* _Directive_
Please set down all the lines beneath this one exactly, without the pictures.

* _Data provided_
************

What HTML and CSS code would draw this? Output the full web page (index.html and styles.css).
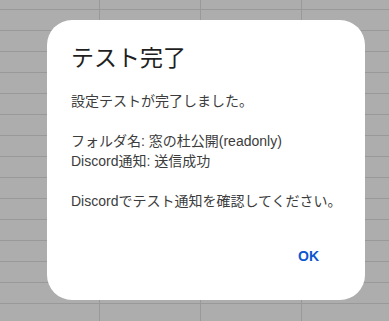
FILE: index.html
```html
<!DOCTYPE html>
<html lang="ja">
<head>
<meta charset="utf-8">
<title>テスト完了</title>
<link rel="stylesheet" href="styles.css">
</head>
<body>
<div class="dialog" role="dialog" aria-labelledby="dlg-title">
  <h1 class="dialog-title" id="dlg-title">テスト完了</h1>
  <div class="dialog-message">設定テストが完了しました。

フォルダ名: 窓の杜公開(readonly)
Discord通知: 送信成功

Discordでテスト通知を確認してください。</div>
  <div class="dialog-actions">
    <button class="btn-text" type="button">OK</button>
  </div>
</div>
</body>
</html>
```

FILE: styles.css
```css
html, body {
  margin: 0;
  padding: 0;
}

body {
  width: 389px;
  height: 321px;
  overflow: hidden;
  box-sizing: border-box;
  padding: 20px 0 0 47px;
  background-color: #adadad;
  background-image:
    linear-gradient(to bottom, #999999 1px, transparent 1px),
    linear-gradient(to right, #999999 1px, transparent 1px);
  background-size: 100% 21px, 101px 100%;
  background-position: 0 9px, 99px 0;
  font-family: "Liberation Sans", "Noto Sans CJK JP", sans-serif;
}

.dialog {
  width: 318px;
  height: 280px;
  box-sizing: border-box;
  background: #ffffff;
  border-radius: 25px;
  padding: 22px 22px 24px 24px;
  display: flex;
  flex-direction: column;
}

.dialog-title {
  margin: 0;
  font-size: 23px;
  line-height: 32px;
  font-weight: 400;
  color: #1f1f1f;
}

.dialog-message {
  margin-top: 17px;
  font-size: 14px;
  line-height: 20px;
  color: #3c3c3c;
  white-space: pre-line;
}

.dialog-actions {
  margin-top: auto;
  display: flex;
  justify-content: flex-end;
}

.btn-text {
  height: 40px;
  padding: 0 24px;
  border: none;
  background: none;
  font-family: "Liberation Sans", "Noto Sans CJK JP", sans-serif;
  font-size: 14px;
  font-weight: 700;
  color: #0b57d0;
  cursor: pointer;
}
```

************

* _Answer to the exercise_
What HTML and CSS code would draw this? Output the full web page (index.html and styles.css).
FILE: index.html
```html
<!DOCTYPE html>
<html lang="ja">
<head>
<meta charset="utf-8">
<title>テスト完了</title>
<link rel="stylesheet" href="styles.css">
</head>
<body>
<div class="dialog" role="dialog" aria-labelledby="dlg-title">
  <h1 class="dialog-title" id="dlg-title">テスト完了</h1>
  <div class="dialog-message">設定テストが完了しました。

フォルダ名: 窓の杜公開(readonly)
Discord通知: 送信成功

Discordでテスト通知を確認してください。</div>
  <div class="dialog-actions">
    <button class="btn-text" type="button">OK</button>
  </div>
</div>
</body>
</html>
```

FILE: styles.css
```css
html, body {
  margin: 0;
  padding: 0;
}

body {
  width: 389px;
  height: 321px;
  overflow: hidden;
  box-sizing: border-box;
  padding: 20px 0 0 47px;
  background-color: #adadad;
  background-image:
    linear-gradient(to bottom, #999999 1px, transparent 1px),
    linear-gradient(to right, #999999 1px, transparent 1px);
  background-size: 100% 21px, 101px 100%;
  background-position: 0 9px, 99px 0;
  font-family: "Liberation Sans", "Noto Sans CJK JP", sans-serif;
}

.dialog {
  width: 318px;
  height: 280px;
  box-sizing: border-box;
  background: #ffffff;
  border-radius: 25px;
  padding: 22px 22px 24px 24px;
  display: flex;
  flex-direction: column;
}

.dialog-title {
  margin: 0;
  font-size: 23px;
  line-height: 32px;
  font-weight: 400;
  color: #1f1f1f;
}

.dialog-message {
  margin-top: 17px;
  font-size: 14px;
  line-height: 20px;
  color: #3c3c3c;
  white-space: pre-line;
}

.dialog-actions {
  margin-top: auto;
  display: flex;
  justify-content: flex-end;
}

.btn-text {
  height: 40px;
  padding: 0 24px;
  border: none;
  background: none;
  font-family: "Liberation Sans", "Noto Sans CJK JP", sans-serif;
  font-size: 14px;
  font-weight: 700;
  color: #0b57d0;
  cursor: pointer;
}
```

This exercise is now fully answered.